15) Son zamanlarda hepimizin içinde bulunduğu internet çağı, neredeyse telefonlar sayesinde dünyadaki bütün gündemleri takip etmemizde yardımcı bulunuyor. Siz de sosyal medyayı çok kullanır mısınız? Bir dizi yazarken yapılan yorumları, eleştirileri takip eder misiniz?

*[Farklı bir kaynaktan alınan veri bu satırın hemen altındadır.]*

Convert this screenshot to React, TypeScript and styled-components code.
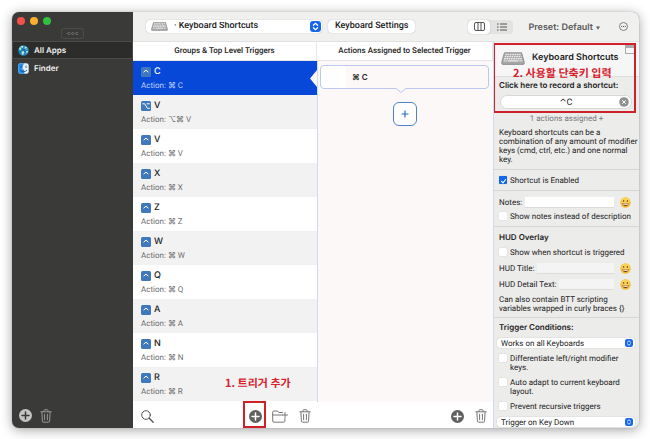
import React from "react";
import styled, { createGlobalStyle, css } from "styled-components";

const GlobalStyle = createGlobalStyle`
  *, *::before, *::after { box-sizing: border-box; }
  body {
    margin: 0;
    background: #fff;
    font-family: Roboto, Inter, "Noto Sans CJK KR", "DejaVu Sans", sans-serif;
    font-size: 8px;
    line-height: 9px;
    color: #222;
    text-rendering: geometricPrecision;
  }
  button, input, select { font: inherit; color: inherit; margin: 0; text-rendering: inherit; }
  button { padding: 0; border: 0; background: none; }
  h1, h2, h3, p, ul { margin: 0; padding: 0; font-size: inherit; }
  ul { list-style: none; }
  svg { display: block; flex: none; }
`;

const strongText = css`
  font-family: Inter, "DejaVu Sans", sans-serif;
  font-weight: 600;
`;

const Desktop = styled.main`
  height: 100vh;
  padding: 12px 11px 11px 12px;
  overflow: hidden;
`;

const Window = styled.div`
  display: grid;
  grid-template-columns: 121px minmax(0, 1fr);
  height: 100%;
  border-radius: 7px;
  overflow: hidden;
  background: #f0f0ef;
  box-shadow: 0 2px 12px rgba(0, 0, 0, 0.36), 0 0 1px rgba(0, 0, 0, 0.4);
`;

/* ---------- sidebar ---------- */

const Sidebar = styled.aside`
  display: flex;
  flex-direction: column;
  background: #3a3a38;
  color: #f2f2f2;
`;

const TitleBar = styled.div`
  display: flex;
  gap: 5px;
  height: 16px;
  padding: 5px 5px 0;
`;

const Light = styled.button<{ $color: string }>`
  width: 8px;
  height: 8px;
  border-radius: 50%;
  background: ${(p) => p.$color};
`;

const CollapseButton = styled.button`
  align-self: center;
  width: 23px;
  height: 11px;
  border: 1px solid #4c4c4a;
  border-radius: 3px;
  color: #80807e;
  line-height: 9px;
`;

const AppList = styled.ul`
  flex: 1;
  padding-top: 2px;
`;

const AppItem = styled.button<{ $selected?: boolean }>`
  ${strongText}
  display: flex;
  align-items: center;
  gap: 5px;
  width: 100%;
  height: 18px;
  padding: 0 5px;
  border: 1px solid ${(p) => (p.$selected ? "#4b4b49" : "transparent")};
  background: ${(p) => (p.$selected ? "#2c2c2b" : "transparent")};
`;

const SidebarFooter = styled.div`
  display: flex;
  align-items: center;
  gap: 7px;
  height: 25px;
  padding: 0 6px;
`;

/* ---------- toolbar ---------- */

const Main = styled.div`
  display: grid;
  grid-template-rows: 30px minmax(0, 1fr);
  min-width: 0;
  min-height: 0;
`;

const Toolbar = styled.header`
  display: flex;
  align-items: center;
  padding: 0 11px 0 13px;
  border-bottom: 1px solid #e2e2e2;
  font-size: 9px;
  font-weight: 500;
`;

const Picker = styled.div<{ $large?: boolean }>`
  position: relative;
  display: flex;
  width: ${(p) => (p.$large ? "176px" : "auto")};
`;

const Select = styled.select<{ $large?: boolean }>`
  appearance: none;
  width: 100%;
  height: ${(p) => (p.$large ? 13 : 10)}px;
  padding: 0 16px 0 ${(p) => (p.$large ? 28 : 4)}px;
  border: 0;
  border-radius: ${(p) => (p.$large ? 4 : 3)}px;
  background: #fff;
  box-shadow: 0 0 1px rgba(0, 0, 0, 0.35);
`;

const PickerIcon = styled.span<{ $side: "left" | "right"; $large?: boolean }>`
  position: absolute;
  inset: 0 auto;
  ${(p) =>
    p.$side === "left"
      ? css`left: 5px;`
      : css`right: ${p.$large ? 1 : 2}px;`}
  display: flex;
  align-items: center;
  pointer-events: none;
`;

const SettingsButton = styled.button`
  height: 13px;
  margin-left: 6px;
  padding: 0 7px;
  border-radius: 4px;
  background: #fff;
  box-shadow: 0 0 1px rgba(0, 0, 0, 0.35);
`;

const Segments = styled.div`
  display: flex;
  margin-left: auto;
  border-radius: 4px;
  background: #e3e3e2;
`;

const Segment = styled.button<{ $on?: boolean }>`
  display: grid;
  place-items: center;
  width: ${(p) => (p.$on ? 22 : 23)}px;
  height: 14px;
  border-radius: 4px;
  ${(p) =>
    p.$on && css`background: #fff; box-shadow: 0 0 1px rgba(0, 0, 0, 0.4);`}
`;

const Preset = styled.button`
  ${strongText}
  display: flex;
  align-items: center;
  gap: 3px;
  margin: 2px 19px 0 15px;
  color: #5a5a5a;
`;

/* ---------- columns ---------- */

const Columns = styled.div`
  display: grid;
  grid-template-columns: minmax(0, 184fr) minmax(0, 176fr) 146px;
  min-height: 0;
`;

const Column = styled.section`
  display: flex;
  flex-direction: column;
  min-height: 0;
  background: #fff;
`;

const ColumnTitle = styled.h2`
  flex: none;
  height: 19px;
  border-right: 1px solid #e6e6e6;
  border-bottom: 1px solid #e6e6e6;
  font-weight: 500;
  line-height: 18px;
  text-align: center;
`;

const TriggerList = styled.ul`
  flex: 1;
  min-height: 0;
  overflow: hidden;
`;

const TriggerItem = styled.li<{ $selected: boolean }>`
  position: relative;
  height: 34px;
  background: ${(p) => (p.$selected ? "#0748d8" : "#fff")};
  color: ${(p) => (p.$selected ? "#fff" : "#222")};
  &:nth-child(even) { background: #f2f2f2; }
`;

const TriggerButton = styled.button`
  display: flex;
  flex-direction: column;
  gap: 4px;
  width: 100%;
  height: 100%;
  padding: 5px 8px 0;
  text-align: left;
`;

const TriggerName = styled.span`
  display: flex;
  align-items: center;
  gap: 3px;
  font-family: Inter, sans-serif;
  font-size: 9px;
  line-height: 11px;
  font-weight: 500;
`;

const TriggerAction = styled.span<{ $selected: boolean }>`
  color: ${(p) => (p.$selected ? "#bfd0f7" : "#6c6c6c")};
`;

const Notch = styled.svg`
  position: absolute;
  right: 0;
  top: 9px;
`;

const Footer = styled.footer`
  display: flex;
  flex: none;
  align-items: center;
  gap: 10px;
  height: 26px;
  padding: 2px 5px 0 8px;
`;

const Spacer = styled.span`
  flex: 1;
`;

const IconButton = styled.button`
  position: relative;
  display: grid;
  place-items: center;
  min-width: 14px;
`;

const RedFrame = styled.span`
  position: absolute;
  border: 2px solid #d0202a;
  pointer-events: none;
`;

const ButtonFrame = styled(RedFrame)`
  inset: -9px -4px -5px -5px;
`;

const RecorderFrame = styled(RedFrame)`
  inset: 1px 3px auto -1px;
  height: 70px;
`;

const RedNote = styled.strong<{ $left: number; $top: number }>`
  position: absolute;
  left: ${(p) => p.$left}px;
  top: ${(p) => p.$top}px;
  color: #d8232c;
  font-family: "Noto Sans CJK KR", sans-serif;
  font-size: 11px;
  font-weight: 700;
  line-height: 14px;
  white-space: nowrap;
  pointer-events: none;
`;

const ActionArea = styled.div`
  display: flex;
  flex: 1;
  flex-direction: column;
  align-items: center;
  gap: 13px;
  padding: 4px 4px 0 2px;
  border-left: 1px solid #d3d8f6;
  background: #fcf8f7;
`;

const ActionCard = styled.button`
  ${strongText}
  position: relative;
  width: 100%;
  height: 24px;
  padding-left: 31px;
  border: 1px solid #bcc8f0;
  border-radius: 4px;
  background: linear-gradient(90deg, #fff 24px, #fcf8f7 25px);
  text-align: left;
`;

const CardTail = styled.svg`
  position: absolute;
  left: calc(50% - 10px);
  top: 21px;
`;

const AddAction = styled.button`
  display: grid;
  place-items: center;
  width: 24px;
  height: 24px;
  border: 1px solid #4f80c8;
  border-radius: 6px;
  background: #fff;
`;

/* ---------- inspector ---------- */

const Inspector = styled.aside`
  position: relative;
  min-height: 0;
  overflow: hidden;
  border-left: 1px solid #d3d8f6;
  background: #ececeb;
`;

const InspectorHead = styled.header`
  display: flex;
  align-items: flex-start;
  gap: 7px;
  height: 35px;
  padding: 10px 4px 0 7px;
  border-bottom: 1px solid #dedede;
  background: #f6f6f7;
`;

const InspectorTitle = styled.h1`
  ${strongText}
  font-size: 9px;
  line-height: 12px;
`;

const CornerIcon = styled.svg`
  position: absolute;
  right: 4px;
  top: 3px;
`;

const Group = styled.section<{ $gap?: number; $pad?: string }>`
  display: flex;
  flex-direction: column;
  gap: ${(p) => p.$gap ?? 6}px;
  padding: ${(p) => p.$pad ?? "6px 5px 5px"};
  border-bottom: 1px solid #d6d6d6;
`;

const GroupTitle = styled.h3`
  ${strongText}
`;

const Recorder = styled.div`
  position: relative;
  display: flex;
  margin: 5px 6px 0 1px;
`;

const RecorderInput = styled.input`
  width: 100%;
  height: 14px;
  border: 1px solid #d8d8d8;
  border-radius: 7px;
  background: #fff;
  font-size: 9px;
  text-align: center;
`;

const ClearButton = styled.button`
  position: absolute;
  right: 3px;
  top: 2px;
`;

const Assigned = styled.p`
  margin: 5px 4px 5px 0;
  color: #777;
  text-align: center;
`;

const CheckLabel = styled.label`
  display: flex;
  align-items: flex-start;
  gap: 3px;
`;

const Check = styled.input`
  appearance: none;
  display: grid;
  place-items: center;
  flex: none;
  width: 8px;
  height: 8px;
  border-radius: 1px;
  background: #fff;
  box-shadow: 0 0 1px rgba(0, 0, 0, 0.3);
  &:checked { background: #1468ec; }
  &:checked::after {
    content: "";
    width: 3px;
    height: 5px;
    border: solid #fff;
    border-width: 0 1px 1px 0;
    transform: rotate(40deg);
  }
`;

const Field = styled.div`
  display: flex;
  align-items: center;
  gap: 3px;
  height: 10px;
  padding-right: 3px;
  white-space: nowrap;
`;

const TextBox = styled.input<{ $dim?: boolean }>`
  flex: 1;
  min-width: 0;
  height: 10px;
  margin-right: 3px;
  padding: 0 2px;
  border: 0;
  background: ${(p) => (p.$dim ? "#f4f4f4" : "#fff")};
  box-shadow: 0 1px 0 #dcdcdc;
`;

/* ---------- drawings ---------- */

const KeyboardIcon = ({ w, h }: { w: number; h: number }) => (
  <svg width={w} height={h} viewBox="0 0 24 13" preserveAspectRatio="none">
    <path d="M3.4.8h17.2l2.6 9.2v1.6c0 .5-.4.8-.9.8H1.700c-.5 0-.9-.3-.9-.8V10z" fill="#a6a6a6" stroke="#858585" strokeWidth=".8" />
    <g stroke="#eee" strokeWidth="1.4" strokeDasharray="1.6 .7">
      <path d="M4.300 2.500h15.500M3.700 4.600h16.800M3.100 6.700h18" />
    </g>
    <path d="M2.600 8.900h3M18.500 8.900h3" stroke="#eee" strokeWidth="1.400" strokeDasharray="1.300 .5" />
    <path d="M6.600 8.900h11" stroke="#eee" strokeWidth="1.400" />
  </svg>
);

const Stepper = ({ size }: { size: number }) => (
  <svg width={size} height={size} viewBox="0 0 11 11">
    <rect width="11" height="11" rx="3" fill="#1768ea" />
    <path d="M3.400 4.300 5.500 2.300l2.100 2M3.400 6.700l2.100 2 2.100-2" fill="none" stroke="#fff" strokeWidth="1.200" strokeLinecap="round" strokeLinejoin="round" />
  </svg>
);

const PlusCircle = ({ fill, mark }: { fill: string; mark: string }) => (
  <svg width="13" height="13" viewBox="0 0 13 13">
    <circle cx="6.500" cy="6.500" r="6.500" fill={fill} />
    <path d="M6.500 3v7M3 6.500h7" stroke={mark} strokeWidth="1.500" strokeLinecap="round" />
  </svg>
);

const Trash = ({ color }: { color: string }) => (
  <svg width="12" height="14" viewBox="0 0 12 14" fill="none" stroke={color} strokeLinecap="round" strokeLinejoin="round">
    <path d="M.8 2.800h10.400M4 2.600V1.500C4 1 4.300.7 4.800.7h2.400c.5 0 .8.3.8.8v1.100M1.900 3l.5 9c0 .8.500 1.200 1.200 1.200h4.800c.7 0 1.200-.4 1.200-1.200l.5-9" />
    <path d="M4.600 5.200v5.600M7.400 5.200v5.600" />
  </svg>
);

const FolderPlus = () => (
  <svg width="16" height="13" viewBox="0 0 16 13" fill="none" stroke="#777" strokeLinecap="round" strokeLinejoin="round">
    <path d="M10.500 2.500H6.800L5.600 1H1.800C1.200 1 .7 1.400.7 2v9c0 .7.4 1.200 1.200 1.200h9.800c.8 0 1.200-.5 1.200-1.200V8.500M.8 5h9.500M13 2.500v5M10.500 5h5" />
  </svg>
);

const Magnifier = () => (
  <svg width="13" height="13" viewBox="0 0 13 13" fill="none" stroke="#555" strokeLinecap="round">
    <circle cx="5" cy="5" r="4.300" />
    <path d="m8.200 8.200 4 4" strokeWidth="1.300" />
  </svg>
);

const Globe = () => (
  <svg width="11" height="11" viewBox="0 0 11 11">
    <circle cx="5.500" cy="5.500" r="5.300" fill="#2384bd" />
    <path d="M1 3.200 3.500.8l2 .3-.6 1.700-1.700.7L3 5.300 1.500 5zM6.800 1.300l2 1 .9 2-1.700.5L6.500 3.500zM3.600 5.500l2.300.7.5 1.500L5 10.200 3.600 9zM8 6.200l2-.4-.6 2.400-1.500.8z" fill="#a8e3da" />
    <path d="M1.500 7.500C4 6 8 3.500 9.500 3M2.500 2c2 2 5 5 6.500 7" stroke="#145b92" strokeWidth=".6" fill="none" />
  </svg>
);

const Finder = () => (
  <svg width="11" height="11" viewBox="0 0 11 11">
    <rect x=".3" y=".3" width="10.400" height="10.400" rx="2.300" fill="#e6effa" />
    <path d="M6.200.3H2.600A2.300 2.300 0 0 0 .3 2.600v5.800a2.300 2.300 0 0 0 2.300 2.300h4C6.100 9.300 6 8 6 6.600H4.500C4.500 4 5 2 6.200.3z" fill="#2591ee" />
    <path d="M3 3.200v1.200M8 3.200v1.200M2.300 7.500c1.800 1.700 4.600 1.700 6.400 0" stroke="#154575" strokeWidth=".8" strokeLinecap="round" fill="none" />
  </svg>
);

const KeyBadge = ({ option }: { option?: boolean }) => (
  <svg width="10" height="10" viewBox="0 0 10 10">
    <rect width="10" height="10" rx="1.500" fill="#3f78bd" />
    <path
      d={option ? "M1.700 2.800h2l2.700 4.500h2M6 2.800h2.400" : "M2.900 4.900 5 3.200l2.100 1.700"}
      fill="none" stroke="#fff" strokeWidth="1" strokeLinecap="round" strokeLinejoin="round"
    />
  </svg>
);

const Smiley = () => (
  <svg width="11" height="11" viewBox="0 0 11 11">
    <circle cx="5.500" cy="5.500" r="5.200" fill="#f7bd35" />
    <circle cx="5.500" cy="4.400" r="3.900" fill="#fbd253" />
    <ellipse cx="3.700" cy="4" rx=".6" ry=".9" fill="#6b4216" />
    <ellipse cx="7.300" cy="4" rx=".6" ry=".9" fill="#6b4216" />
    <path d="M2.200 6.100c1.800.5 4.800.5 6.600 0-.2 2-1.500 3.200-3.300 3.200S2.400 8.100 2.200 6.100z" fill="#8a4a1c" />
    <path d="M2.700 6.400c1.600.4 4 .4 5.600 0l-.3 1c-1.500.3-3.500.3-5 0z" fill="#fff" />
  </svg>
);

/* ---------- data ---------- */

const triggers = [
  { key: "C", action: "⌘ C" },
  { key: "V", action: "⌥⌘ V", option: true },
  { key: "V", action: "⌘ V" },
  { key: "X", action: "⌘ X" },
  { key: "Z", action: "⌘ Z" },
  { key: "W", action: "⌘ W" },
  { key: "Q", action: "⌘ Q" },
  { key: "A", action: "⌘ A" },
  { key: "N", action: "⌘ N" },
  { key: "R", action: "⌘ R" },
];

const CheckRow = ({ text, checked }: { text: string; checked?: boolean }) => (
  <CheckLabel>
    <Check type="checkbox" defaultChecked={checked} />
    <span>{text}</span>
  </CheckLabel>
);

const EmojiField = ({ id, label, dim }: { id: string; label: string; dim?: boolean }) => (
  <Field>
    <label htmlFor={id}>{label}</label>
    <TextBox id={id} type="text" $dim={dim} />
    <button type="button" aria-label="Insert emoji"><Smiley /></button>
  </Field>
);

const SmallPicker = ({ label, value }: { label: string; value: string }) => (
  <Picker>
    <Select aria-label={label}><option>{value}</option></Select>
    <PickerIcon $side="right"><Stepper size={8} /></PickerIcon>
  </Picker>
);

const ConditionsGroup = styled(Group)`
  padding: 5px 4px 0 3px;
  border-bottom: 0;
  & > ${GroupTitle}, & > ${CheckLabel} { margin-left: 2px; }
`;

export default function App() {
  return (
    <Desktop>
      <GlobalStyle />
      <Window>
        <Sidebar>
          <TitleBar>
            <Light $color="#f5504a" aria-label="Close" />
            <Light $color="#f6b02c" aria-label="Minimize" />
            <Light $color="#32c13c" aria-label="Zoom" />
          </TitleBar>
          <CollapseButton type="button">&lt;&lt;&lt;</CollapseButton>
          <AppList>
            <li><AppItem $selected><Globe />All Apps</AppItem></li>
            <li><AppItem><Finder />Finder</AppItem></li>
          </AppList>
          <SidebarFooter>
            <IconButton aria-label="Add app"><PlusCircle fill="#c4c4c2" mark="#3a3a38" /></IconButton>
            <IconButton aria-label="Delete app"><Trash color="#989896" /></IconButton>
          </SidebarFooter>
        </Sidebar>

        <Main>
          <Toolbar>
            <Picker $large>
              <Select $large aria-label="Trigger type"><option>· Keyboard Shortcuts</option></Select>
              <PickerIcon $side="left"><KeyboardIcon w={17} h={9} /></PickerIcon>
              <PickerIcon $side="right" $large><Stepper size={11} /></PickerIcon>
            </Picker>
            <SettingsButton type="button">Keyboard Settings</SettingsButton>
            <Segments>
              <Segment $on aria-label="Column view">
                <svg width="11" height="9" viewBox="0 0 11 9" fill="none" stroke="#555">
                  <rect x=".5" y=".5" width="10" height="8" rx="1.500" />
                  <path d="M4 .5v8M7 .5v8" />
                </svg>
              </Segment>
              <Segment aria-label="List view">
                <svg width="10" height="8" viewBox="0 0 10 8" stroke="#555">
                  <path d="M0 1h1.500M3 1h7M0 4h1.500M3 4h7M0 7h1.500M3 7h7" />
                </svg>
              </Segment>
            </Segments>
            <Preset type="button">
              Preset: Default
              <svg width="4" height="4" viewBox="0 0 4 4"><path d="M0 .5h4L2 3.800z" fill="#5a5a5a" /></svg>
            </Preset>
            <button type="button" aria-label="More">
              <svg width="9" height="9" viewBox="0 0 9 9">
                <circle cx="4.500" cy="4.500" r="4" fill="none" stroke="#666" strokeWidth=".8" />
                <path d="M2.200 4.500h1M4 4.500h1M5.800 4.500h1" stroke="#555" />
              </svg>
            </button>
          </Toolbar>

          <Columns>
            <Column>
              <ColumnTitle>Groups &amp; Top Level Triggers</ColumnTitle>
              <TriggerList>
                {triggers.map((t, i) => (
                  <TriggerItem key={i} $selected={i === 0}>
                    <TriggerButton type="button">
                      <TriggerName><KeyBadge option={t.option} />{t.key}</TriggerName>
                      <TriggerAction $selected={i === 0}>Action: {t.action}</TriggerAction>
                    </TriggerButton>
                    {i === 0 && (
                      <Notch width="7" height="17" viewBox="0 0 7 17"><path d="M7 0v17L0 8.500z" fill="#fcf8f7" /></Notch>
                    )}
                    {i === triggers.length - 1 && <RedNote $left={92} $top={9}>1. 트리거 추가</RedNote>}
                  </TriggerItem>
                ))}
              </TriggerList>
              <Footer>
                <button type="button" aria-label="Search"><Magnifier /></button>
                <Spacer />
                <IconButton aria-label="Add trigger">
                  <PlusCircle fill="#606060" mark="#fff" />
                  <ButtonFrame />
                </IconButton>
                <IconButton aria-label="Add group"><FolderPlus /></IconButton>
                <IconButton aria-label="Delete trigger"><Trash color="#777" /></IconButton>
              </Footer>
            </Column>

            <Column>
              <ColumnTitle>Actions Assigned to Selected Trigger</ColumnTitle>
              <ActionArea>
                <ActionCard type="button">
                  ⌘ C
                  <CardTail width="12" height="6" viewBox="0 0 12 6">
                    <path d="M0 0h12v1.500H11L6 5.500 1 1.500H0z" fill="#fcf8f7" />
                    <path d="M0 1.500h1l5 4 5-4h1" fill="none" stroke="#bcc8f0" />
                  </CardTail>
                </ActionCard>
                <AddAction aria-label="Add action">
                  <svg width="8" height="8" viewBox="0 0 8 8"><path d="M4 .5v7M.5 4h7" stroke="#2f6dc4" strokeWidth="1.200" /></svg>
                </AddAction>
              </ActionArea>
              <Footer>
                <Spacer />
                <IconButton aria-label="Add action below"><PlusCircle fill="#606060" mark="#fff" /></IconButton>
                <IconButton aria-label="Delete action"><Trash color="#777" /></IconButton>
              </Footer>
            </Column>

            <Inspector>
              <InspectorHead>
                <KeyboardIcon w={24} h={13} />
                <InspectorTitle>Keyboard Shortcuts</InspectorTitle>
                <CornerIcon width="10" height="9" viewBox="0 0 10 9">
                  <rect x=".5" y=".5" width="9" height="8" fill="#f6f6f7" stroke="#aaa" />
                  <path d="M.5 2h9" stroke="#aaa" strokeWidth="2" />
                </CornerIcon>
              </InspectorHead>
              <Group $gap={0} $pad="4px 1px 5px 5px">
                <GroupTitle as="label" htmlFor="recorder">Click here to record a shortcut:</GroupTitle>
                <Recorder>
                  <RecorderInput id="recorder" defaultValue="⌃C" />
                  <ClearButton aria-label="Clear shortcut">
                    <svg width="10" height="10" viewBox="0 0 10 10">
                      <circle cx="5" cy="5" r="4.800" fill="#909090" />
                      <path d="m3.200 3.200 3.600 3.600M6.800 3.200 3.200 6.800" stroke="#fff" />
                    </svg>
                  </ClearButton>
                </Recorder>
                <Assigned>1 actions assigned +</Assigned>
                <p>Keyboard shortcuts can be a combination of any amount of modifier keys (cmd, ctrl, etc.) and one normal key.</p>
              </Group>
              <Group><CheckRow text="Shortcut is Enabled" checked /></Group>
              <Group $gap={5}>
                <EmojiField id="notes" label="Notes:" />
                <CheckRow text="Show notes instead of description" />
              </Group>
              <Group $pad="6px 5px 4px">
                <GroupTitle>HUD Overlay</GroupTitle>
                <CheckRow text="Show when shortcut is triggered" />
                <EmojiField id="hud-title" label="HUD Title:" dim />
                <EmojiField id="hud-detail" label="HUD Detail Text:" dim />
                <p>Can also contain BTT scripting variables wrapped in curly braces {"{}"}</p>
              </Group>
              <ConditionsGroup>
                <GroupTitle>Trigger Conditions:</GroupTitle>
                <SmallPicker label="Keyboards" value="Works on all Keyboards" />
                <CheckRow text="Differentiate left/right modifier keys." />
                <CheckRow text="Auto adapt to current keyboard layout." />
                <CheckRow text="Prevent recursive triggers" />
                <SmallPicker label="Trigger moment" value="Trigger on Key Down" />
              </ConditionsGroup>
              <RecorderFrame />
              <RedNote $left={19} $top={24}>2. 사용할 단축키 입력</RedNote>
            </Inspector>
          </Columns>
        </Main>
      </Window>
    </Desktop>
  );
}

- Yapılan yorumları istemesek de okuyoruz, çünkü ulaşabiliyoruz. Bunlardan etkilenmeye gerek yok. Türkiye’de birkaç bin reyting cihazı var. Reytingi o insanlar ölçüyorlar. O cihazların demografisi, doğru dağıtılıp dağıtılmadığı ayrı bir tartışma. Bir de internet reytingi var. Yapımcıları ve reklam verenleri bir ölçüde etkilediğine inanıyorum. İnternet tek başına bir diziyi ayakta tutamaz ama yayındaki bir dizinin etkisini arttırabilir. Ekşi sözlükte de bakıyorum neler yazıldığına ama genel kanım; reyting cihazlarının dağıtıldığı kitleyle, internet kitlesi birbirinden oldukça uzak. Dolayısıyla birinin eleştirdiği şey, diğerinin sevdiği şey haline dönüşebiliyor. Bir de yorumlar anlık olabilir ama siz üç hafta öncesinden o bölümü yazmış oluyorsunuz.


16) Hayallerini bir dolmakalemin mürekkebine sığdıran gençlerimiz için ne söylemek istersiniz?


- Öncelikle bilgisayar kullanmalarını tavsiye ederim (Gülerek). İşin şakası bir yana, yazmak çok hızlı gerçekleşiyor. Çok tez canlıyız. Önce okumalarını tavsiye ederim. Bir numaralı şey sürekli okumaları. Ne yapmak istiyorlarsa o alanla, o alanın işiyle okumaları yerde buldukları gazete kupürlerini dahi okumaları. Ancak çok okuduktan sonra eline kalemi almaları. Okuyalım, öğrenelim, teoriye saygı duyalım. Bir şeylerin nasıl yazıldığına dair kurallara çok bağlı kalmak yaratıcılığı öldürebilir ama önce kuralı, o kalıbı tanıyalım. Her zaman kalıp vardır. O kalıbı öğrendikten sonra kırabiliriz ancak.